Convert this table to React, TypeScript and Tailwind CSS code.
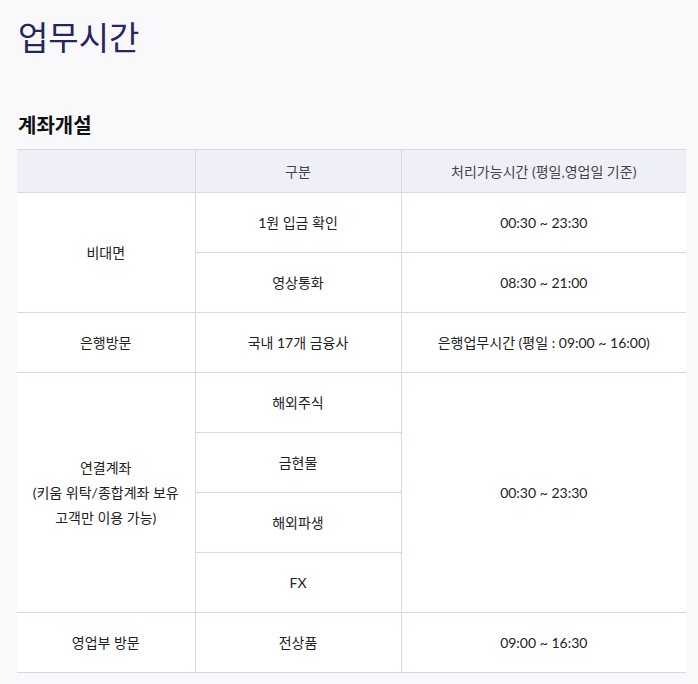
const rows = [
  { a: "비대면", b: "1원 입금 확인", c: "00:30 ~ 23:30", aSpan: 2 },
  { b: "영상통화", c: "08:30 ~ 21:00" },
  { a: "은행방문", b: "국내 17개 금융사", c: "은행업무시간 (평일 : 09:00 ~ 16:00)", aSpan: 1 },
  { a: "연결계좌\n(키움 위탁/종합계좌 보유\n고객만 이용 가능)", b: "해외주식", c: "00:30 ~ 23:30", aSpan: 4, cSpan: 4 },
  { b: "금현물" },
  { b: "해외파생" },
  { b: "FX" },
  { a: "영업부 방문", b: "전상품", c: "09:00 ~ 16:30", aSpan: 1 },
];

export default function App() {
  return (
    <div
      className="min-h-[684px] bg-[#f9f9fc] px-[17px] pt-[16px] pb-[12px] text-[#222]"
      style={{ fontFamily: "Lato, 'Noto Sans CJK KR', sans-serif" }}
    >
      <h1 className="text-[33px] leading-[42px] text-[#24265c] pl-[1px]">업무시간</h1>

      <h2 className="mt-[53px] text-[20px] leading-[28px] font-bold text-[#111] pl-[1px]">계좌개설</h2>

      <table className="mt-[10px] w-[669px] border-collapse table-fixed text-[14px] bg-white">
        <colgroup>
          <col className="w-[178px]" />
          <col className="w-[206px]" />
          <col />
        </colgroup>
        <thead>
          <tr className="h-[43px] bg-[#efeff8] text-[#444]">
            <th className="border-y border-[#d6d6ee] font-normal"></th>
            <th className="border border-[#d6d6ee] font-normal">구분</th>
            <th className="border-y border-[#d6d6ee] font-normal">처리가능시간 (평일,영업일 기준)</th>
          </tr>
        </thead>
        <tbody>
          {rows.map((r, i) => (
            <tr key={i} className="h-[60px]">
              {r.a && (
                <td
                  rowSpan={r.aSpan}
                  className="border-y border-r border-[#d6d6ee] text-center leading-[25px] whitespace-pre-line"
                >
                  {r.a}
                </td>
              )}
              <td className="border border-[#d6d6ee] text-center">{r.b}</td>
              {r.c && (
                <td rowSpan={r.cSpan ?? 1} className="border-y border-l border-[#d6d6ee] text-center">
                  {r.c}
                </td>
              )}
            </tr>
          ))}
        </tbody>
      </table>
    </div>
  );
}
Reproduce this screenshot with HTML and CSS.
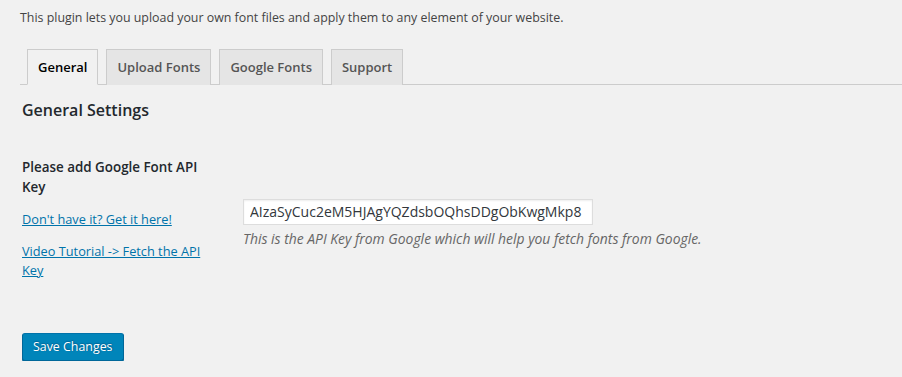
FILE: index.html
```html
<!DOCTYPE html>
<html>
  <head>
    <meta charset="utf-8">
    <title>Font Settings</title>
    <link rel="stylesheet" href="styles.css">
  </head>
  <body>
    <div class="wrap">
      <p class="intro">This plugin lets you upload your own font files and apply them to any element of your website.</p>

      <nav class="nav-tabs">
        <a class="nav-tab active" href="#">General</a>
        <a class="nav-tab" href="#">Upload Fonts</a>
        <a class="nav-tab" href="#">Google Fonts</a>
        <a class="nav-tab" href="#">Support</a>
      </nav>

      <form class="settings">
        <h2>General Settings</h2>

        <div class="form-row">
          <div class="field-label">
            <label for="api_key">Please add Google Font API Key</label>
            <p><a href="#">Don't have it? Get it here!</a></p>
            <p><a href="#">Video Tutorial -&gt; Fetch the API Key</a></p>
          </div>
          <div class="field">
            <input id="api_key" type="text" value="AIzaSyCuc2eM5HJAgYQZdsbOQhsDDgObKwgMkp8">
            <p class="description">This is the API Key from Google which will help you fetch fonts from Google.</p>
          </div>
        </div>

        <p class="submit">
          <button type="button" class="button-primary">Save Changes</button>
        </p>
      </form>
    </div>
  </body>
</html>
```

FILE: styles.css
```css
body {
  margin: 0;
  background: #f1f1f1;
  color: #444;
  font-family: "Open Sans", "Noto Sans", sans-serif;
  font-size: 12.4px;
  line-height: 1.4em;
}

.wrap {
  padding: 8px 0 0 20px;
}

.intro {
  margin: 0;
  line-height: 20px;
}

/* tabs */

.nav-tabs {
  display: flex;
  gap: 8px;
  margin-top: 21px;
  padding-left: 7px;
  border-bottom: 1px solid #ccc;
}

.nav-tab {
  display: block;
  padding: 5px 10px;
  border: 1px solid #ccc;
  border-bottom: none;
  margin-bottom: -1px;
  background: #e5e5e5;
  color: #555;
  font-size: 13px;
  font-weight: 600;
  line-height: 24px;
  text-decoration: none;
}

.nav-tab.active {
  background: #f1f1f1;
  color: #000;
  border-bottom: 1px solid #f1f1f1;
}

/* settings form */

.settings {
  padding-left: 2px;
}

.settings h2 {
  margin: 14px 0 0;
  color: #23282d;
  font-size: 16px;
  font-weight: 600;
  line-height: 23px;
}

.form-row {
  display: grid;
  grid-template-columns: 211px 1fr;
  align-items: center;
  margin-top: 15px;
}

.field-label {
  padding: 20px 10px 20px 0;
}

.field-label label {
  display: block;
  color: #23282d;
  font-size: 13.4px;
  font-weight: 600;
  line-height: 20px;
}

.field-label p {
  margin: 13px 0 0;
  font-size: 12.75px;
  line-height: 19px;
}

.field-label a {
  color: #0073aa;
}

.field {
  padding: 15px 10px 5px;
}

.field input {
  box-sizing: border-box;
  display: block;
  width: 350px;
  height: 26px;
  padding: 2px 6px;
  border: 1px solid #ddd;
  box-shadow: inset 0 1px 2px rgba(0, 0, 0, 0.07);
  background: #fff;
  color: #32373c;
  font-family: inherit;
  font-size: 14px;
}

.description {
  margin: 4px 0 0;
  color: #666;
  font-size: 13.9px;
  font-style: italic;
  line-height: 20px;
}

.submit {
  margin: 33px 0 0;
}

.button-primary {
  height: 28px;
  padding: 0 10px 1px;
  border: 1px solid;
  border-color: #0073aa #006799 #006799;
  border-radius: 3px;
  box-shadow: 0 1px 0 #006799;
  background: #0085ba;
  color: #fff;
  font-family: inherit;
  font-size: 12.4px;
  line-height: 26px;
  text-shadow: 0 -1px 1px #006799, 1px 0 1px #006799;
}
```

──────────

● Exercise prompt
Please set down each line of the data above exactly as written, without the pictures.

● Answer in full
Convert this table to React, TypeScript and Tailwind CSS code.
const rows = [
  { a: "비대면", b: "1원 입금 확인", c: "00:30 ~ 23:30", aSpan: 2 },
  { b: "영상통화", c: "08:30 ~ 21:00" },
  { a: "은행방문", b: "국내 17개 금융사", c: "은행업무시간 (평일 : 09:00 ~ 16:00)", aSpan: 1 },
  { a: "연결계좌\n(키움 위탁/종합계좌 보유\n고객만 이용 가능)", b: "해외주식", c: "00:30 ~ 23:30", aSpan: 4, cSpan: 4 },
  { b: "금현물" },
  { b: "해외파생" },
  { b: "FX" },
  { a: "영업부 방문", b: "전상품", c: "09:00 ~ 16:30", aSpan: 1 },
];

export default function App() {
  return (
    <div
      className="min-h-[684px] bg-[#f9f9fc] px-[17px] pt-[16px] pb-[12px] text-[#222]"
      style={{ fontFamily: "Lato, 'Noto Sans CJK KR', sans-serif" }}
    >
      <h1 className="text-[33px] leading-[42px] text-[#24265c] pl-[1px]">업무시간</h1>

      <h2 className="mt-[53px] text-[20px] leading-[28px] font-bold text-[#111] pl-[1px]">계좌개설</h2>

      <table className="mt-[10px] w-[669px] border-collapse table-fixed text-[14px] bg-white">
        <colgroup>
          <col className="w-[178px]" />
          <col className="w-[206px]" />
          <col />
        </colgroup>
        <thead>
          <tr className="h-[43px] bg-[#efeff8] text-[#444]">
            <th className="border-y border-[#d6d6ee] font-normal"></th>
            <th className="border border-[#d6d6ee] font-normal">구분</th>
            <th className="border-y border-[#d6d6ee] font-normal">처리가능시간 (평일,영업일 기준)</th>
          </tr>
        </thead>
        <tbody>
          {rows.map((r, i) => (
            <tr key={i} className="h-[60px]">
              {r.a && (
                <td
                  rowSpan={r.aSpan}
                  className="border-y border-r border-[#d6d6ee] text-center leading-[25px] whitespace-pre-line"
                >
                  {r.a}
                </td>
              )}
              <td className="border border-[#d6d6ee] text-center">{r.b}</td>
              {r.c && (
                <td rowSpan={r.cSpan ?? 1} className="border-y border-l border-[#d6d6ee] text-center">
                  {r.c}
                </td>
              )}
            </tr>
          ))}
        </tbody>
      </table>
    </div>
  );
}
Reproduce this screenshot with HTML and CSS.
FILE: index.html
```html
<!DOCTYPE html>
<html>
  <head>
    <meta charset="utf-8">
    <title>Font Settings</title>
    <link rel="stylesheet" href="styles.css">
  </head>
  <body>
    <div class="wrap">
      <p class="intro">This plugin lets you upload your own font files and apply them to any element of your website.</p>

      <nav class="nav-tabs">
        <a class="nav-tab active" href="#">General</a>
        <a class="nav-tab" href="#">Upload Fonts</a>
        <a class="nav-tab" href="#">Google Fonts</a>
        <a class="nav-tab" href="#">Support</a>
      </nav>

      <form class="settings">
        <h2>General Settings</h2>

        <div class="form-row">
          <div class="field-label">
            <label for="api_key">Please add Google Font API Key</label>
            <p><a href="#">Don't have it? Get it here!</a></p>
            <p><a href="#">Video Tutorial -&gt; Fetch the API Key</a></p>
          </div>
          <div class="field">
            <input id="api_key" type="text" value="AIzaSyCuc2eM5HJAgYQZdsbOQhsDDgObKwgMkp8">
            <p class="description">This is the API Key from Google which will help you fetch fonts from Google.</p>
          </div>
        </div>

        <p class="submit">
          <button type="button" class="button-primary">Save Changes</button>
        </p>
      </form>
    </div>
  </body>
</html>
```

FILE: styles.css
```css
body {
  margin: 0;
  background: #f1f1f1;
  color: #444;
  font-family: "Open Sans", "Noto Sans", sans-serif;
  font-size: 12.4px;
  line-height: 1.4em;
}

.wrap {
  padding: 8px 0 0 20px;
}

.intro {
  margin: 0;
  line-height: 20px;
}

/* tabs */

.nav-tabs {
  display: flex;
  gap: 8px;
  margin-top: 21px;
  padding-left: 7px;
  border-bottom: 1px solid #ccc;
}

.nav-tab {
  display: block;
  padding: 5px 10px;
  border: 1px solid #ccc;
  border-bottom: none;
  margin-bottom: -1px;
  background: #e5e5e5;
  color: #555;
  font-size: 13px;
  font-weight: 600;
  line-height: 24px;
  text-decoration: none;
}

.nav-tab.active {
  background: #f1f1f1;
  color: #000;
  border-bottom: 1px solid #f1f1f1;
}

/* settings form */

.settings {
  padding-left: 2px;
}

.settings h2 {
  margin: 14px 0 0;
  color: #23282d;
  font-size: 16px;
  font-weight: 600;
  line-height: 23px;
}

.form-row {
  display: grid;
  grid-template-columns: 211px 1fr;
  align-items: center;
  margin-top: 15px;
}

.field-label {
  padding: 20px 10px 20px 0;
}

.field-label label {
  display: block;
  color: #23282d;
  font-size: 13.4px;
  font-weight: 600;
  line-height: 20px;
}

.field-label p {
  margin: 13px 0 0;
  font-size: 12.75px;
  line-height: 19px;
}

.field-label a {
  color: #0073aa;
}

.field {
  padding: 15px 10px 5px;
}

.field input {
  box-sizing: border-box;
  display: block;
  width: 350px;
  height: 26px;
  padding: 2px 6px;
  border: 1px solid #ddd;
  box-shadow: inset 0 1px 2px rgba(0, 0, 0, 0.07);
  background: #fff;
  color: #32373c;
  font-family: inherit;
  font-size: 14px;
}

.description {
  margin: 4px 0 0;
  color: #666;
  font-size: 13.9px;
  font-style: italic;
  line-height: 20px;
}

.submit {
  margin: 33px 0 0;
}

.button-primary {
  height: 28px;
  padding: 0 10px 1px;
  border: 1px solid;
  border-color: #0073aa #006799 #006799;
  border-radius: 3px;
  box-shadow: 0 1px 0 #006799;
  background: #0085ba;
  color: #fff;
  font-family: inherit;
  font-size: 12.4px;
  line-height: 26px;
  text-shadow: 0 -1px 1px #006799, 1px 0 1px #006799;
}
```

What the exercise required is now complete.